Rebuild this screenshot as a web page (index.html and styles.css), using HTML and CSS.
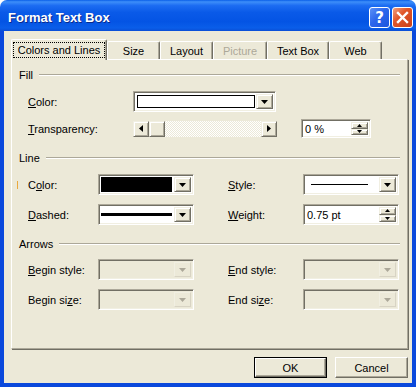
FILE: index.html
```html
<!DOCTYPE html>
<html>
<head>
<meta charset="utf-8">
<title>Format Text Box</title>
<link rel="stylesheet" href="styles.css">
</head>
<body>
<div class="window">
  <div class="titlebar">
    <div class="title">Format Text Box</div>
    <div class="tbtn help">?</div>
    <div class="tbtn close">
      <svg width="13" height="13" viewBox="0 0 13 13"><path d="M2 2 L11 11 M11 2 L2 11" stroke="#fff" stroke-width="2.4" stroke-linecap="square"/></svg>
    </div>
  </div>
  <div class="client">
    <div class="tabs">
      <div class="tab active w-colors"><span class="focus">Colors and Lines</span></div>
      <div class="tab w-size">Size</div>
      <div class="tab w-layout">Layout</div>
      <div class="tab w-picture disabled">Picture</div>
      <div class="tab w-textbox">Text Box</div>
      <div class="tab w-web">Web</div>
    </div>
    <div class="panel">
      <div class="hdr first"><span>Fill</span><div class="rule"></div></div>
      <div class="row">
        <span class="lbl lbl-wide"><u>C</u>olor:</span>
        <div class="combo combo-wide">
          <div class="field"><div class="swatch-white"></div></div>
          <div class="dd"><svg width="7" height="4" viewBox="0 0 7 4"><polygon points="0,0 7,0 3.5,4" fill="#000"/></svg></div>
        </div>
      </div>
      <div class="row tr">
        <span class="lbl lbl-wide"><u>T</u>ransparency:</span>
        <div class="scroll">
          <div class="sbtn"><svg width="4" height="7" viewBox="0 0 4 7"><polygon points="4,0 4,7 0,3.5" fill="#000"/></svg></div>
          <div class="sbtn thumb"></div>
          <div class="track"></div>
          <div class="sbtn"><svg width="4" height="7" viewBox="0 0 4 7"><polygon points="0,0 0,7 4,3.5" fill="#000"/></svg></div>
        </div>
        <div class="spin spin-pct">
          <span class="val">0 %</span>
          <div class="spbtns">
            <div class="spb"><svg width="5" height="3" viewBox="0 0 5 3"><polygon points="0,3 5,3 2.5,0" fill="#000"/></svg></div>
            <div class="spb"><svg width="5" height="3" viewBox="0 0 5 3"><polygon points="0,0 5,0 2.5,3" fill="#000"/></svg></div>
          </div>
        </div>
      </div>

      <div class="hdr"><span>Line</span><div class="rule"></div></div>
      <div class="row caret-row">
        <span class="caret"></span>
        <span class="lbl lbl-a">C<u>o</u>lor:</span>
        <div class="combo combo-n">
          <div class="field"><div class="swatch-black"></div></div>
          <div class="dd"><svg width="7" height="4" viewBox="0 0 7 4"><polygon points="0,0 7,0 3.5,4" fill="#000"/></svg></div>
        </div>
        <span class="lbl lbl-b"><u>S</u>tyle:</span>
        <div class="combo combo-n">
          <div class="field"><div class="thin-line"></div></div>
          <div class="dd"><svg width="7" height="4" viewBox="0 0 7 4"><polygon points="0,0 7,0 3.5,4" fill="#000"/></svg></div>
        </div>
      </div>
      <div class="row">
        <span class="lbl lbl-a"><u>D</u>ashed:</span>
        <div class="combo combo-n">
          <div class="field"><div class="thick-line"></div></div>
          <div class="dd"><svg width="7" height="4" viewBox="0 0 7 4"><polygon points="0,0 7,0 3.5,4" fill="#000"/></svg></div>
        </div>
        <span class="lbl lbl-b"><u>W</u>eight:</span>
        <div class="spin spin-w">
          <span class="val">0.75 pt</span>
          <div class="spbtns">
            <div class="spb"><svg width="5" height="3" viewBox="0 0 5 3"><polygon points="0,3 5,3 2.5,0" fill="#000"/></svg></div>
            <div class="spb"><svg width="5" height="3" viewBox="0 0 5 3"><polygon points="0,0 5,0 2.5,3" fill="#000"/></svg></div>
          </div>
        </div>
      </div>

      <div class="hdr arrows"><span>Arrows</span><div class="rule"></div></div>
      <div class="row after-arrows">
        <span class="lbl lbl-a"><u>B</u>egin style:</span>
        <div class="combo combo-n off">
          <div class="field"></div>
          <div class="dd"><svg width="7" height="4" viewBox="0 0 7 4"><polygon points="0,0 7,0 3.5,4" fill="#aca899"/></svg></div>
        </div>
        <span class="lbl lbl-b"><u>E</u>nd style:</span>
        <div class="combo combo-n off">
          <div class="field"></div>
          <div class="dd"><svg width="7" height="4" viewBox="0 0 7 4"><polygon points="0,0 7,0 3.5,4" fill="#aca899"/></svg></div>
        </div>
      </div>
      <div class="row">
        <span class="lbl lbl-a">Begin si<u>z</u>e:</span>
        <div class="combo combo-n off">
          <div class="field"></div>
          <div class="dd"><svg width="7" height="4" viewBox="0 0 7 4"><polygon points="0,0 7,0 3.5,4" fill="#aca899"/></svg></div>
        </div>
        <span class="lbl lbl-b">End si<u>z</u>e:</span>
        <div class="combo combo-n off">
          <div class="field"></div>
          <div class="dd"><svg width="7" height="4" viewBox="0 0 7 4"><polygon points="0,0 7,0 3.5,4" fill="#aca899"/></svg></div>
        </div>
      </div>
    </div>
    <div class="buttons">
      <div class="btn default"><div class="btn-in">OK</div></div>
      <div class="btn"><div class="btn-in">Cancel</div></div>
    </div>
  </div>
</div>
</body>
</html>
```
FILE: styles.css
```css
* { box-sizing: border-box; }
body {
  margin: 0;
  background: #fff;
  font-family: "Liberation Sans", Arial, sans-serif;
  font-size: 11px;
  color: #000;
}
u { text-decoration: underline; text-underline-offset: 1px; }

.window {
  width: 416px;
  height: 387px;
  display: flex;
  flex-direction: column;
}

.titlebar {
  height: 31px;
  flex: none;
  border-radius: 7px 7px 0 0;
  background: linear-gradient(to bottom, #0a5fe8 0%, #3d8ef9 6%, #1c6cf2 18%, #0a5ae8 40%, #0454e4 70%, #0a5ee9 90%, #0a4ed6 100%);
  display: flex;
  align-items: center;
  padding: 4px 3px 0 8px;
}
.title {
  flex: 1;
  color: #fff;
  font-weight: bold;
  font-size: 13px;
  text-shadow: 1px 1px 0 #0a2b8c;
}
.tbtn {
  width: 21px;
  height: 21px;
  border: 1px solid #fff;
  border-radius: 3px;
  display: flex;
  align-items: center;
  justify-content: center;
  color: #fff;
}
.help {
  background: linear-gradient(135deg, #5b91f6 0%, #2c66ec 45%, #1e55de 100%);
  font-family: "DejaVu Sans", sans-serif;
  font-weight: bold;
  font-size: 15px;
  margin-right: 2px;
}
.close {
  background: linear-gradient(135deg, #f1a080 0%, #e0562a 40%, #c9411c 100%);
}

.client {
  flex: 1;
  background: #ece9d8;
  border: 4px solid #0a48dc;
  border-top: 0;
  padding: 8px 3px 0 7px;
  display: flex;
  flex-direction: column;
}

.tabs {
  height: 20px;
  display: flex;
  align-items: flex-end;
}
.tab {
  height: 18px;
  background: #ece9d8;
  border-top: 1px solid #fff;
  border-left: 1px solid #fff;
  border-right: 1px solid #716f64;
  box-shadow: inset -1px 0 0 #aca899;
  border-radius: 2px 2px 0 0;
  display: flex;
  align-items: center;
  justify-content: center;
}
.tab.active {
  height: 21px;
  margin-bottom: -1px;
  position: relative;
  z-index: 1;
}
.tab.disabled { color: #aca899; }
.focus {
  border: 1px dotted #000;
  line-height: 14px;
  padding: 0 4px;
}
.w-colors { width: 96px; }
.w-size { width: 53px; }
.w-layout { width: 53px; }
.w-picture { width: 54px; }
.w-textbox { width: 62px; }
.w-web { width: 53px; }

.panel {
  height: 290px;
  border-top: 1px solid #fff;
  border-left: 1px solid #fff;
  border-right: 1px solid #aca899;
  border-bottom: 1px solid #aca899;
  box-shadow: 1px 1px 0 #716f64;
  margin-right: 1px;
}

.hdr {
  height: 14px;
  margin-top: 13px;
  padding: 0 7px;
  display: flex;
  align-items: center;
}
.hdr.first { margin-top: 8px; }
.hdr.arrows { margin-top: 12px; }
.rule {
  flex: 1;
  margin-left: 6px;
  height: 2px;
  border-top: 1px solid #aca899;
  border-bottom: 1px solid #fff;
}

.row {
  margin-top: 9px;
  height: 21px;
  padding-left: 16px;
  display: flex;
  align-items: center;
}
.row.tr { margin-top: 7px; height: 19px; }
.row.after-arrows { margin-top: 8px; }
.row.caret-row { padding-left: 5px; }
.caret {
  width: 1px;
  height: 8px;
  background: #eaa93e;
  margin-right: 10px;
}

.lbl-wide { width: 105px; }
.lbl-a { width: 70px; }
.lbl-b { width: 75px; margin-left: 34px; }

.combo {
  height: 21px;
  display: flex;
  padding: 2px;
  background: #fff;
  border: 1px solid;
  border-color: #aca899 #fff #fff #aca899;
  box-shadow: inset 1px 1px 0 #716f64, inset -1px -1px 0 #f1efe2;
}
.combo-wide { width: 143px; }
.combo-n { width: 96px; }
.combo.off { background: #ece9d8; }
.field {
  flex: 1;
  display: flex;
  align-items: center;
  padding: 1px 1px 1px 0;
}
.swatch-white {
  flex: 1;
  align-self: stretch;
  border: 1px solid #000;
  background: #fff;
  margin-left: 1px;
}
.swatch-black {
  flex: 1;
  align-self: stretch;
  background: #000;
  margin: -1px 1px -1px 0;
}
.thin-line {
  flex: 1;
  height: 1px;
  background: #000;
  margin: 0 10px 0 5px;
}
.thick-line {
  flex: 1;
  height: 3px;
  background: #000;
  margin-right: 1px;
}

.dd, .sbtn, .spb {
  background: #ece9d8;
  border: 1px solid;
  border-color: #f1efe2 #716f64 #716f64 #f1efe2;
  box-shadow: inset 1px 1px 0 #fff, inset -1px -1px 0 #aca899;
  display: flex;
  align-items: center;
  justify-content: center;
}
.dd { width: 17px; }
.combo.off .dd {
  border-color: #f1efe2 #d8d4c4 #d8d4c4 #f1efe2;
  box-shadow: none;
}

.scroll {
  width: 144px;
  height: 16px;
  display: flex;
  margin-right: 24px;
}
.sbtn { width: 16px; height: 16px; }
.track {
  flex: 1;
  background-color: #ece9d8;
  background-image: repeating-conic-gradient(#fff 0 25%, #ece9d8 0 50%);
  background-size: 2px 2px;
}

.spin {
  display: flex;
  align-items: center;
  padding: 2px 2px 2px 2px;
  background: #fff;
  border: 1px solid;
  border-color: #aca899 #fff #fff #aca899;
  box-shadow: inset 1px 1px 0 #716f64, inset -1px -1px 0 #f1efe2;
}
.spin-pct { width: 70px; height: 19px; }
.spin-w { width: 96px; height: 21px; }
.spin .val { flex: 1; padding-left: 1px; }
.spbtns {
  width: 17px;
  align-self: stretch;
  display: flex;
  flex-direction: column;
}
.spb { flex: 1; }

.buttons {
  margin-top: 8px;
  display: flex;
  justify-content: flex-end;
  gap: 8px;
  padding-right: 1px;
}
.btn {
  width: 73px;
  height: 21px;
  border: 1px solid;
  border-color: #fff #716f64 #716f64 #fff;
  box-shadow: inset -1px -1px 0 #aca899;
  display: flex;
}
.btn.default {
  border: 1px solid #000;
  box-shadow: none;
}
.btn-in {
  flex: 1;
  display: flex;
  align-items: center;
  justify-content: center;
}
.btn.default .btn-in {
  border: 1px solid;
  border-color: #fff #716f64 #716f64 #fff;
  box-shadow: inset -1px -1px 0 #aca899;
}
```
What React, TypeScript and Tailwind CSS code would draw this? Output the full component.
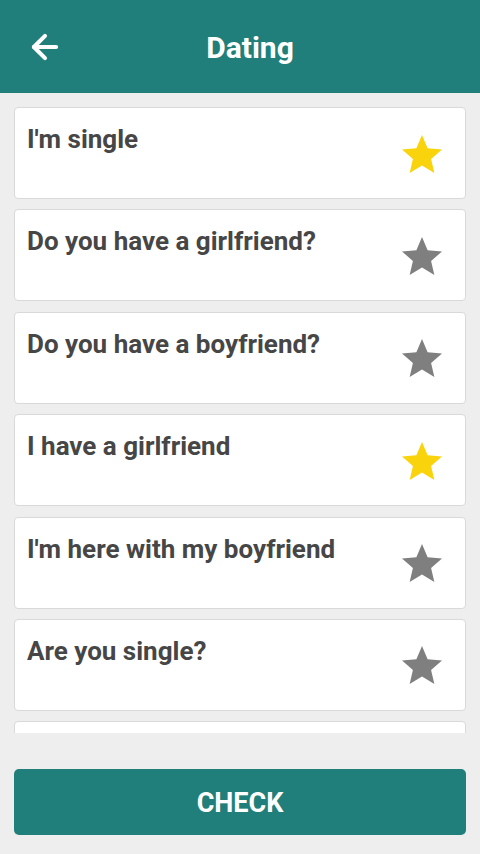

- - -

Pick out and copy the lines of the material that include the word "index".

Rebuild this screenshot as a web page (index.html and styles.css), using HTML and CSS.
FILE: index.html
  z-index: 1;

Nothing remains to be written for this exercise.